Day two: I had some video I took of myself painting this in the beginning, but I still need to figure out how to speed it up before I upload it. Anyway, here is how I begin, with the foreground area, I applied dark shadows to make a strong foundation which to paint upon. I placed the umbrellas and beach people early on to give it a focal point and then filled in the first two cottages and the back bluff plant growth. I learned a great deal from reading Kevin Macpherson`s
books, "Fill Your Oil Paintings with Light and Color" and "Landscape Painting Inside and Out". I have been practicing his preaching for three years now. But I have been painting for ten years in oils. My growth and understanding of art has accelerated greatly since I began trying this new approach. After more than a hundred paintings, I am quite comfortable with this style now. I recommend buying his books and or videos from his website
There is an iconic red-brown picket fence in front of these cottages and they keep out the curious folk from going into the properties. It is very dangerous to go into these places, they are in severe decay, rotted wood steps galore. So, I always place the picket fence as an interesting lead-in line into the painting. The main telephone pole is a strong line to push a viewer`s eyes towards the main point of focus, that being the group of beach people in front of the red-brown cottage.
Day three: This painting took several days of painting during 3-6pm, a three hour stretch. On this day, a storm blew in southern California, more inland, but the clouds drifted over for awhile. I was blessed with sunshine the rest of the afternoon. I think I did an American Indian chant to get the sun back out. I wanted to fill in the rest of the cottages here and start creating an atmosphere that showed a gradation towards blue-grays as I got further up the coast. As a second focal point, the yellow-gray cottage is a strong shape and color with the sunlight hitting the porch. I placed some taupes and gray tone burnt oranges in the later cottages for a warm touch, like old wood and shingle colors. Too much cool colors would not portray this in a true sense. I felt that way about the shadows also, not to make them all violet or blue, I wanted a neutral blend of grays for believable shadows . In blending my oils on my palette next to each other, I was able to build a relationship to each color addition and make them lighter or darker in value or intensity as I built the cottages and greenery out into the distance. I do not blend on the canvas, it can get too muddy or blended looking. I want little shapes of color that are brushed up against each other in many various ways, some hard edges, some soft edges, some blended into a haze. Variety makes a spicy painting.

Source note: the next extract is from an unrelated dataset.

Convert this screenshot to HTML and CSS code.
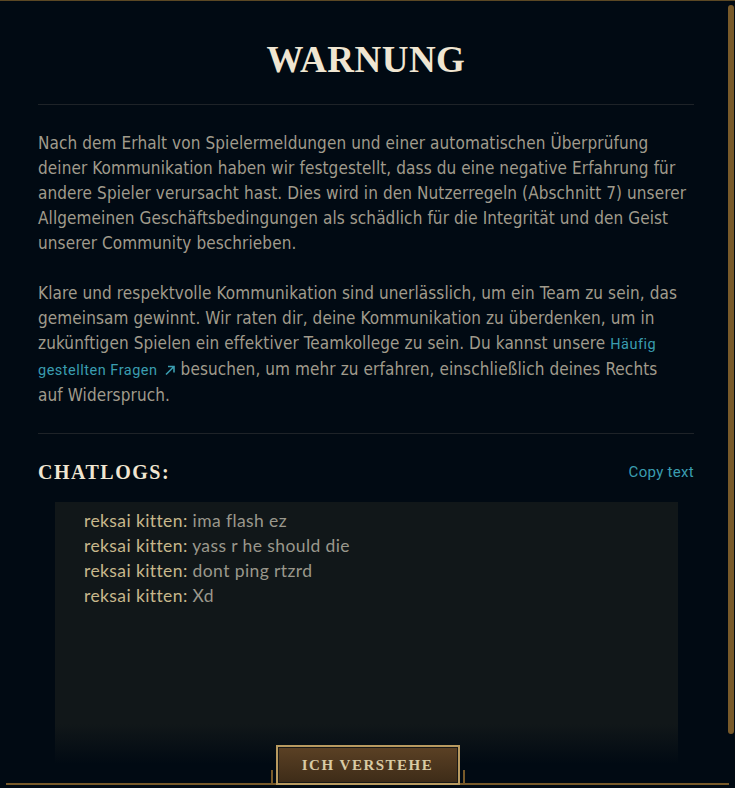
FILE: index.html
```html
<!DOCTYPE html>
<html lang="de">
<head>
<meta charset="utf-8">
<title>Warnung</title>
<link rel="stylesheet" href="styles.css">
</head>
<body>
<div class="frame">
  <div class="content">
    <h1 class="title">WARNUNG</h1>
    <hr class="rule">
    <p class="para">Nach dem Erhalt von Spielermeldungen und einer automatischen Überprüfung<br>deiner Kommunikation haben wir festgestellt, dass du eine negative Erfahrung für<br>andere Spieler verursacht hast. Dies wird in den Nutzerregeln (Abschnitt 7) unserer<br>Allgemeinen Geschäftsbedingungen als schädlich für die Integrität und den Geist<br>unserer Community beschrieben.</p>
    <p class="para">Klare und respektvolle Kommunikation sind unerlässlich, um ein Team zu sein, das<br>gemeinsam gewinnt. Wir raten dir, deine Kommunikation zu überdenken, um in<br>zukünftigen Spielen ein effektiver Teamkollege zu sein. Du kannst unsere <a class="link" href="#">Häufig<br>gestellten Fragen <svg class="ext" viewBox="0 0 12 12" width="12" height="12"><path d="M2 10.5 L10 2.5 M4 2.5 H10 V8.5" fill="none" stroke="currentColor" stroke-width="1.6"/></svg></a> besuchen, um mehr zu erfahren, einschließlich deines Rechts<br>auf Widerspruch.</p>
    <hr class="rule rule-low">
    <div class="chat-head">
      <h2 class="chat-title">CHATLOGS:</h2>
      <a class="copy" href="#">Copy text</a>
    </div>
    <div class="chatbox">
      <div class="line"><span class="name">reksai kitten:</span> <span class="msg">ima flash ez</span></div>
      <div class="line"><span class="name">reksai kitten:</span> <span class="msg">yass r he should die</span></div>
      <div class="line"><span class="name">reksai kitten:</span> <span class="msg">dont ping rtzrd</span></div>
      <div class="line"><span class="name">reksai kitten:</span> <span class="msg">Xd</span></div>
    </div>
  </div>
  <div class="scrollbar"></div>
  <div class="footer">
    <button class="btn" type="button"><span class="btn-inner">ICH VERSTEHE</span></button>
  </div>
</div>
</body>
</html>
```
FILE: styles.css
```css
html, body {
  margin: 0;
  padding: 0;
  background: #010a13;
}
.frame {
  position: relative;
  width: 735px;
  height: 788px;
  overflow: hidden;
  background: #010a13;
  border-top: 1px solid #5b4824;
  box-sizing: border-box;
}
.content {
  padding: 37px 41px 0 38px;
}
.title {
  margin: 0;
  text-align: center;
  font-family: "Liberation Serif", "DejaVu Serif", serif;
  font-weight: 700;
  font-size: 37px;
  line-height: 44px;
  letter-spacing: 0.5px;
  color: #f0e6d2;
}
.rule {
  border: 0;
  height: 1px;
  background: #1e2328;
  margin: 22px 0 0 0;
}
.para {
  margin: 25px -12px 0 0;
  font-family: "DejaVu Sans Condensed", "DejaVu Sans", sans-serif;
  font-stretch: semi-condensed;
  font-size: 17px;
  line-height: 25px;
  letter-spacing: 0.1px;
  color: #a09b8c;
}
.rule + .para {
  margin-top: 26px;
}
.link {
  color: #3a9db0;
  font-family: Roboto, "Noto Sans", sans-serif;
  font-stretch: normal;
  font-size: 14.5px;
  letter-spacing: 0.5px;
  text-decoration: none;
}
.ext {
  margin-left: 2px;
  vertical-align: -1px;
}
.rule-low {
  margin-top: 25px;
}
.chat-head {
  display: flex;
  justify-content: space-between;
  align-items: center;
  margin-top: 26px;
}
.chat-title {
  margin: 0;
  font-family: "Liberation Serif", "DejaVu Serif", serif;
  font-weight: 700;
  font-size: 20px;
  line-height: 24px;
  letter-spacing: 1.5px;
  color: #f0e6d2;
}
.copy {
  font-family: Roboto, "Noto Sans", sans-serif;
  font-size: 15px;
  line-height: 24px;
  color: #3a9db0;
  text-decoration: none;
  letter-spacing: 0.3px;
}
.chatbox {
  margin: 18px 16px 0 17px;
  height: 262px;
  padding: 6px 29px 0 29px;
  box-sizing: border-box;
  background: linear-gradient(to bottom, #111719 0, #111719 222px, #010a13 262px);
  font-family: Lato, "Noto Sans", sans-serif;
  font-size: 17.5px;
  line-height: 25px;
  letter-spacing: 0.4px;
}
.name {
  color: #c8b88c;
}
.msg {
  color: #9a978c;
}
.scrollbar {
  position: absolute;
  top: 4px;
  right: 1px;
  width: 6px;
  height: 729px;
  border-radius: 3px;
  background: #785a2a;
}
.footer {
  position: absolute;
  left: 0;
  right: 0;
  bottom: 3px;
  display: flex;
  justify-content: center;
}
.footer::before {
  content: "";
  position: absolute;
  left: 6px;
  right: 6px;
  bottom: 0;
  height: 2px;
  background: #785a2a;
}
.btn {
  position: relative;
  width: 184px;
  height: 40px;
  padding: 2px;
  margin: 0;
  border: 0;
  background: #b89a60;
  box-sizing: border-box;
  cursor: pointer;
}
.btn::before,
.btn::after {
  content: "";
  position: absolute;
  bottom: 0;
  width: 2px;
  height: 15px;
  background: #785a2a;
}
.btn::before { left: -5px; }
.btn::after { right: -5px; }
.btn-inner {
  display: flex;
  align-items: center;
  justify-content: center;
  height: 100%;
  border: 1px solid #1a1a18;
  box-sizing: border-box;
  background: linear-gradient(to bottom, #5a4024, #3e2c18);
  font-family: "Liberation Serif", "DejaVu Serif", serif;
  font-weight: 700;
  font-size: 15px;
  letter-spacing: 1.5px;
  color: #d9cba4;
}
```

Day Four: Here you see I placed in the cerulean blue ocean waters and some secret blends of other blues to create a living looking sea. This was my last day, I took four days from start to finish on this piece of art. It was part historical recording, part whimsical depiction, part art for the most of it. One day alone was spent on sketching this in pencil, photographing it, analyzing the scene and drawing in the red-brown oil wash. Plus, I had family and guests showing up everyday to enjoy this glorious, atmospheric, ocean paradise. I even had artist friends come by to paint their little jewels for several afternoons. There is a lot of good memories painted into this piece of art. The last night was hectic, we had a party. Since it was time to leave the next day, I felt the telephone lines needed to be put in at my studio. No one would like to see an artist buzzed on wine putting in telephone lines, they would be all over the place.

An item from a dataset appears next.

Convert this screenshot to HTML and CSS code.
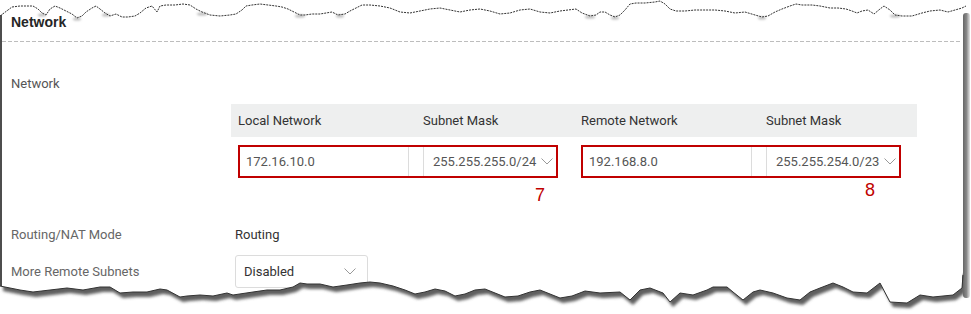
FILE: index.html
```html
<!DOCTYPE html>
<html lang="en">
<head>
    <meta charset="UTF-8">
    <meta name="viewport" content="width=device-width, initial-scale=1.0">
    <title>Network</title>
    <link rel="stylesheet" href="styles.css">
</head>
<body>
    <div class="page">
        <div class="panel">
            <h2 class="panel-title">Network</h2>
            <div class="panel-body">
                <div class="field-label">Network</div>
                <div class="net-table">
                    <div class="net-head">
                        <span>Local Network</span>
                        <span>Subnet Mask</span>
                        <span>Remote Network</span>
                        <span>Subnet Mask</span>
                    </div>
                    <div class="net-row">
                        <div class="net-group">
                            <div class="marked">
                                <div class="text-input">172.16.10.0</div>
                                <div class="select-input">
                                    <span>255.255.255.0/24</span>
                                    <svg class="chevron" width="12" height="7" viewBox="0 0 12 7"><path d="M0.5 0.5 L6 6 L11.5 0.5"/></svg>
                                </div>
                            </div>
                            <div class="callout callout-7">7</div>
                        </div>
                        <div class="net-group">
                            <div class="marked">
                                <div class="text-input">192.168.8.0</div>
                                <div class="select-input">
                                    <span>255.255.254.0/23</span>
                                    <svg class="chevron" width="12" height="7" viewBox="0 0 12 7"><path d="M0.5 0.5 L6 6 L11.5 0.5"/></svg>
                                </div>
                            </div>
                            <div class="callout callout-8">8</div>
                        </div>
                    </div>
                </div>
                <div class="form-row">
                    <span class="form-label">Routing/NAT Mode</span>
                    <span class="form-value">Routing</span>
                </div>
                <div class="form-row">
                    <span class="form-label">More Remote Subnets</span>
                    <div class="dropdown">
                        <span>Disabled</span>
                        <svg class="chevron" width="12" height="7" viewBox="0 0 12 7"><path d="M0.5 0.5 L6 6 L11.5 0.5"/></svg>
                    </div>
                </div>
            </div>
        </div>

        <!-- torn paper edges drawn over the screenshot -->
        <svg class="tear" width="971" height="314" viewBox="0 0 971 314">
            <defs>
                <filter id="blur" x="-5%" y="-50%" width="110%" height="200%">
                    <feGaussianBlur stdDeviation="1.6"/>
                </filter>
                <filter id="soft" x="-5%" y="-50%" width="110%" height="200%">
                    <feGaussianBlur stdDeviation="1.2"/>
                </filter>
                <clipPath id="below">
                    <path id="below-shape" d="M0 286 L10 288 L20 290 L33 292 L50 290 L67 288 L83 290 L100 287 L110 287 L120 293 L133 292 L147 292 L160 289 L167 290 L180 297 L187 296 L200 295 L213 296 L227 293 L233 295 L253 292 L267 290 L280 290 L293 287 L300 283 L307 284 L320 284 L333 287 L347 285 L360 283 L370 282 L380 283 L393 286 L405 290 L415 294 L425 292 L435 289 L445 291 L455 296 L465 294 L475 290 L485 289 L495 293 L505 297 L518 296 L530 292 L540 290 L550 294 L560 298 L572 296 L585 291 L600 293 L620 292 L630 300 L640 290 L650 288 L663 293 L670 302 L680 293 L693 295 L707 290 L713 287 L727 287 L733 292 L743 300 L753 292 L760 290 L773 293 L787 298 L800 300 L810 292 L820 288 L833 283 L843 287 L853 292 L867 293 L880 283 L890 302 L907 303 L920 295 L933 297 L953 295 L962 288 L963 12 L971 12 L971 314 L0 314 Z"/>
                </clipPath>
                <linearGradient id="side" x1="0" x2="1" y1="0" y2="0">
                    <stop offset="0" stop-color="#666"/>
                    <stop offset="0.5" stop-color="#888"/>
                    <stop offset="1" stop-color="#e6e6e6"/>
                </linearGradient>
            </defs>

            <path class="tear-fill" d="M0 0 L971 0 L971 12 L966 6 L962 8 L955 10 L948 12 L940 10 L930 11 L922 13 L912 16 L902 16 L895 15 L890 10 L884 6 L880 9 L874 14 L868 10 L862 11 L857 13 L852 11 L846 9 L838 8 L830 8 L820 6 L812 5 L802 5 L796 4 L790 6 L782 9 L775 12 L768 16 L762 17 L755 15 L745 12 L735 13 L725 11 L715 10 L695 10 L685 11 L676 11 L670 9 L665 4 L660 1 L655 2 L645 3 L636 3 L630 4 L625 10 L620 15 L615 17 L610 15 L605 12 L600 12 L596 15 L590 16 L582 13 L576 9 L568 10 L560 11 L550 13 L540 12 L530 9 L520 10 L510 13 L500 14 L490 11 L480 9 L470 10 L460 12 L450 10 L440 8 L430 9 L420 11 L410 13 L400 12 L390 8 L380 6 L370 5 L362 5 L356 8 L350 11 L345 14 L338 15 L332 12 L326 13 L320 14 L312 14 L305 15 L300 15 L294 12 L288 9 L282 7 L276 6 L268 5 L260 4 L252 5 L246 6 L242 10 L236 14 L230 15 L220 16 L210 15 L202 12 L196 9 L190 5 L183 4 L175 5 L166 5 L160 6 L157 12 L152 6 L146 8 L140 13 L135 16 L128 17 L122 17 L116 14 L110 16 L105 13 L100 9 L96 6 L92 8 L86 12 L82 16 L77 18 L72 14 L66 11 L60 8 L55 6 L50 9 L46 15 L42 13 L38 9 L33 6 L20 6 L12 7 L8 10 L4 13 L0 16 Z"/>
            <g class="top-smudges" filter="url(#soft)">
                <ellipse cx="42" cy="15" rx="4" ry="1.5"/>
                <ellipse cx="77" cy="19" rx="4" ry="1.5"/>
                <ellipse cx="106" cy="15" rx="4" ry="1.5"/>
                <ellipse cx="202" cy="14" rx="5" ry="1.5"/>
                <ellipse cx="300" cy="16" rx="5" ry="1.5"/>
                <ellipse cx="340" cy="16" rx="4" ry="1.5"/>
                <ellipse cx="590" cy="17" rx="5" ry="1.5"/>
                <ellipse cx="615" cy="18" rx="4" ry="1.5"/>
                <ellipse cx="762" cy="18" rx="4" ry="1.5"/>
                <ellipse cx="895" cy="16" rx="5" ry="1.5"/>
            </g>
            <path class="tear-line dotted" d="M0 16 L4 13 L8 10 L12 7 L20 6 L33 6 L38 9 L42 13 L46 15 L50 9 L55 6 L60 8 L66 11 L72 14 L77 18 L82 16 L86 12 L92 8 L96 6 L100 9 L105 13 L110 16 L116 14 L122 17 L128 17 L135 16 L140 13 L146 8 L152 6 L157 12 L160 6 L166 5 L175 5 L183 4 L190 5 L196 9 L202 12 L210 15 L220 16 L230 15 L236 14 L242 10 L246 6 L252 5 L260 4 L268 5 L276 6 L282 7 L288 9 L294 12 L300 15 L305 15 L312 14 L320 14 L326 13 L332 12 L338 15 L345 14 L350 11 L356 8 L362 5 L370 5 L380 6 L390 8 L400 12 L410 13 L420 11 L430 9 L440 8 L450 10 L460 12 L470 10 L480 9 L490 11 L500 14 L510 13 L520 10 L530 9 L540 12 L550 13 L560 11 L568 10 L576 9 L582 13 L590 16 L596 15 L600 12 L605 12 L610 15 L615 17 L620 15 L625 10 L630 4 L636 3 L645 3 L655 2 L660 1 L665 4 L670 9 L676 11 L685 11 L695 10 L715 10 L725 11 L735 13 L745 12 L755 15 L762 17 L768 16 L775 12 L782 9 L790 6 L796 4 L802 5 L812 5 L820 6 L830 8 L838 8 L846 9 L852 11 L857 13 L862 11 L868 10 L874 14 L880 9 L884 6 L890 10 L895 15 L902 16 L912 16 L922 13 L930 11 L940 10 L948 12 L955 10 L962 8 L966 6"/>

            <use class="tear-fill" href="#below-shape"/>
            <g clip-path="url(#below)">
                <path class="tear-shadow" filter="url(#blur)" transform="translate(3 5)" d="M0 286 L10 288 L20 290 L33 292 L50 290 L67 288 L83 290 L100 287 L110 287 L120 293 L133 292 L147 292 L160 289 L167 290 L180 297 L187 296 L200 295 L213 296 L227 293 L233 295 L253 292 L267 290 L280 290 L293 287 L300 283 L307 284 L320 284 L333 287 L347 285 L360 283 L370 282 L380 283 L393 286 L405 290 L415 294 L425 292 L435 289 L445 291 L455 296 L465 294 L475 290 L485 289 L495 293 L505 297 L518 296 L530 292 L540 290 L550 294 L560 298 L572 296 L585 291 L600 293 L620 292 L630 300 L640 290 L650 288 L663 293 L670 302 L680 293 L693 295 L707 290 L713 287 L727 287 L733 292 L743 300 L753 292 L760 290 L773 293 L787 298 L800 300 L810 292 L820 288 L833 283 L843 287 L853 292 L867 293 L880 283 L890 302 L907 303 L920 295 L933 297 L953 295 L962 288 L962 270 L0 270 Z"/>
            </g>
            <rect x="963" y="13" width="7" height="285" rx="3" fill="url(#side)"/>
            <path class="tear-line" d="M0 286 L10 288 L20 290 L33 292 L50 290 L67 288 L83 290 L100 287 L110 287 L120 293 L133 292 L147 292 L160 289 L167 290 L180 297 L187 296 L200 295 L213 296 L227 293 L233 295 L253 292 L267 290 L280 290 L293 287 L300 283 L307 284 L320 284 L333 287 L347 285 L360 283 L370 282 L380 283 L393 286 L405 290 L415 294 L425 292 L435 289 L445 291 L455 296 L465 294 L475 290 L485 289 L495 293 L505 297 L518 296 L530 292 L540 290 L550 294 L560 298 L572 296 L585 291 L600 293 L620 292 L630 300 L640 290 L650 288 L663 293 L670 302 L680 293 L693 295 L707 290 L713 287 L727 287 L733 292 L743 300 L753 292 L760 290 L773 293 L787 298 L800 300 L810 292 L820 288 L833 283 L843 287 L853 292 L867 293 L880 283 L890 302 L907 303 L920 295 L933 297 L953 295 L962 288 L963 275"/>
        </svg>
    </div>
</body>
</html>
```

FILE: styles.css
```css
body {
    margin: 0;
    background-color: #fff;
    font-family: Roboto, "Liberation Sans", sans-serif;
    font-size: 13px;
    color: #333;
}
.page {
    position: relative;
    width: 971px;
    height: 314px;
    overflow: hidden;
    background-color: #fff;
}
.panel {
    width: 961px;
    height: 314px;
    border-left: 2px solid #4d4d4d;
    box-sizing: border-box;
}
.panel-title {
    margin: 0;
    padding: 14px 9px 12px;
    height: 16px;
    line-height: 16px;
    font-family: "Liberation Sans", Arial, sans-serif;
    font-size: 14px;
    font-weight: bold;
    color: #262626;
    background-image: repeating-linear-gradient(to right, #bdbdbd 0 4px, transparent 4px 6px);
    background-size: 100% 1px;
    background-repeat: no-repeat;
    background-position: bottom left;
}
.panel-body {
    padding: 34px 0 0 9px;
}
.field-label {
    line-height: 16px;
    color: #555;
}
.net-table {
    margin: 12px 0 0 220px;
    width: 686px;
}
.net-head {
    display: grid;
    grid-template-columns: 185px 158px 185px 158px;
    height: 33px;
    align-items: center;
    background-color: #eeefef;
    color: #333;
}
.net-head span {
    padding-left: 7px;
}
.net-row {
    display: flex;
    margin-top: 8px;
}
.net-group {
    width: 343px;
    padding: 0 16px 0 7px;
    box-sizing: border-box;
}
.marked {
    display: flex;
    height: 33px;
    border: 2px solid #c00000;
    box-sizing: border-box;
}
.text-input {
    width: 169px;
    border-right: 1px solid #dcdcdc;
    box-sizing: border-box;
    padding-left: 6px;
    line-height: 29px;
    color: #555;
}
.select-input {
    display: flex;
    align-items: center;
    justify-content: space-between;
    flex: 1;
    margin-left: 14px;
    border-left: 1px solid #dcdcdc;
    padding: 0 3px 0 9px;
    color: #555;
}
.chevron {
    fill: none;
    stroke: #999;
    stroke-width: 1;
}
.callout {
    height: 30px;
    line-height: 28px;
    padding-top: 3px;
    font-family: "Liberation Sans", Arial, sans-serif;
    font-size: 18px;
    color: #c00000;
}
.callout-7 {
    padding-left: 297px;
}
.callout-8 {
    padding-left: 284px;
    margin-top: -5px;
}
.form-row {
    display: flex;
    align-items: center;
    height: 33px;
    margin-top: 4px;
}
.net-table + .form-row {
    margin-top: 7px;
}
.form-label {
    width: 224px;
    color: #666;
}
.form-value {
    color: #333;
}
.dropdown {
    display: flex;
    align-items: center;
    justify-content: space-between;
    width: 133px;
    height: 33px;
    box-sizing: border-box;
    border: 1px solid #dcdcdc;
    border-radius: 3px;
    padding: 0 11px 0 8px;
    color: #333;
}
.tear {
    position: absolute;
    top: 0;
    left: 0;
    pointer-events: none;
}
.tear-fill {
    fill: #fff;
}
.tear-line {
    fill: none;
    stroke: #333;
    stroke-width: 1;
}
.tear-line.dotted {
    stroke-dasharray: 2 1;
}
.tear-shadow {
    fill: #5e5e5e;
}
.top-smudges {
    fill: #bbb;
}
```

When I unpacked from my trip at home and went to put the telephone lines in neatly but not overpowering, I noticed the ocean was not quite right. I realized that I needed to do something for the painting`s sake, not for the way it looked on location. When painting on a clear day, there is often a hard blue line at the horizon. No matter what, it just does not lead the viewer`s eyes out towards infinity, so I blurred the edges, added several blends of a lighter blue, gray, and alizaron to match the sky. It looks dissolved now into the sky. There was dabs and dashes of a pale yellow and a lightened raw sienna blend to simulate the light bouncing off the waters from the sunlight going down. It was actually a blinding sunlight on me in the late afternoon, my umbrella had to be tied down in three places with afternoon trade winds also. I managed to get very sunburnt lips. That hurts a few days later. It was all worth it, I created a painting of a special place and even made corrections to allow the painting to live on it`s own as a work of art that is believable but has a mood, an essence of the bucolic Crystal Cove beach cottages. This piece is sold
already. I am painting a larger piece from this in my studio right now. I never paint two works of art the same way. I will most likely paint a very large studio work after this, probably a five foot wide piece. This is a series of works of Crystal Cove. I have been painting it since 2003. There will be many more trips made to this captivating beach where the cottages are frozen in time. I get into a time warp each opportunity I get to spend a night in one of the cottages. No television, no phone, no news is good news. Watching seagulls, waves and contented people walking the beach. I`ll take that everyday if I can.